En çok beğenilen genç tiyatrolar arasında Craft Tiyatro’nun Anna Jordan imzalı ‘Yen’, Fiziksel Tiyatro Araştırmaları’nın, ‘Macbeth’e farklı bir bakış açısı getiren uyarlaması ‘Şatonun Altında’, Yolcu Tiyatro’nun Rolan Tapor’un yazdığı ‘Joko’nun Doğum Günü’, Altıdan Sonra Tiyatro’nun, Haluk Babür imzalı ‘He-Go’ yapımları yer alıyor.

Yılın en çok ses getiren yerli oyunu ise Murat Mahmut Yazıcıoğlu’na Afife Cevat Fehmi Başkut Özel Ödülü ile T.E.B. Yılın Yerli Oyun Yazarı Ödülü’nü getiren, Habitus Kitap’ın yayımladığı, BAM yapımı ‘Sen İstanbul’dan Daha Güzelsin’oldu.

Yılın ‘yürekli bir girişim’ olduğu için beğenilen müzikal oyunu ise Kazan Dairesi yapımı ‘Hedwig ve Angry Inch’ti.

Şahika Tekand ise yıllanmış başarılarına bir yenisini katarak, sanırım, 2017’nin en yaygın biçimde beğenilen yapımının yaratıcısı oldu. Studio Oyuncuları ile sahnelediği ‘Godot’yu Beklerken’ sanatçıya Afife En İyi Yönetmen Ödülü’nü getirdi.

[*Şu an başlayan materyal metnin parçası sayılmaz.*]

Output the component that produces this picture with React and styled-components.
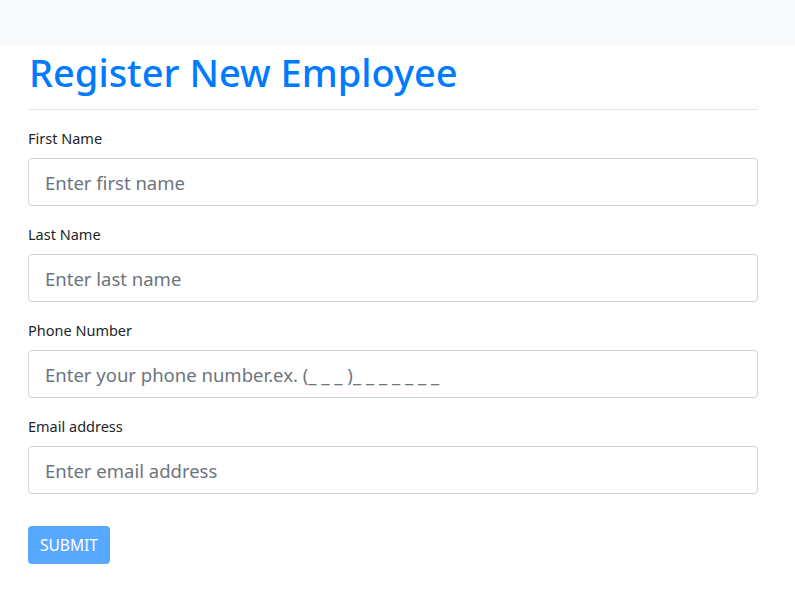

Bu yıl içinde DTCF Tiyatro Bölümü’nün barış imzacısı 7 öğretim elemanı işten çıkartıldı. Doç. Dr. Süreyya Karacabey, Epos Yayınları’ndan çıkan ‘Gündelik Hayata Direnmek’ adlı kitabıyla, ana konusu ‘cesaret’ olan İzmir Uluslararası Tiyatro Festivali’nin verdiği ödüle değer görüldü. Çıkartıldığı Bölüm ise akademik açıdan yıkıma karşı canla başla savaş veriyor. Bu arada, Haldun Taner’in 1960 yılında üniversitelerden çıkartılan öğretim üyeleri bağlamında Dostoyevski’den uyarladığı ve Selçuk Erez-Demet Taner tarafından tamamlanan ‘Timsah’ başlıklı radyo oyunu, okuma tiyatrosuna dönüştürülerek, KHK’yle ihraç edilen akademisyenleri Orhan Alkaya’nın rejisiyle sahnede buluşturdu.

Tiyatro bölümlerinin çalışmaları arasında iyi yapımlar artıyor. Bilkent Tiyatro Bölümü’nde Işıl Kasapoğlu’nun sahnelediği ‘Madde 22’ ile Jason Hale’in rejisiyle sunulan ‘Lefty’yi Beklerken’ keyifle izlenirken, Hacettepe Üniversitesi Ankara Devlet Konservatuvarı öğrencilerinin Lemi Bilgin’in sahnelemesiyle kotardığı Çehov’un ‘Üç Kız Kardeş’i birçok profesyonel yapımdan daha başarılıydı. Dikmen Gürün’ün dikkatimizi çektiği, Sahne Kadir Has yapımı ‘Dirmit’i de anmadan geçmeyelim.

Türkiye gibi büyük bir ülkede yer alan tiyatro olaylarının tümünü eleştirinin süzgecinden geçirmenin olanaksızlığını bilirsiniz. Bu yazıda yer almayan onlarca yapıma sevgiyle, bilinçle, özveriyle dökülen emek elbette saygı hak etmektedir.

2018 tiyatrocular için mutlu, keyifli bir yıl olsun.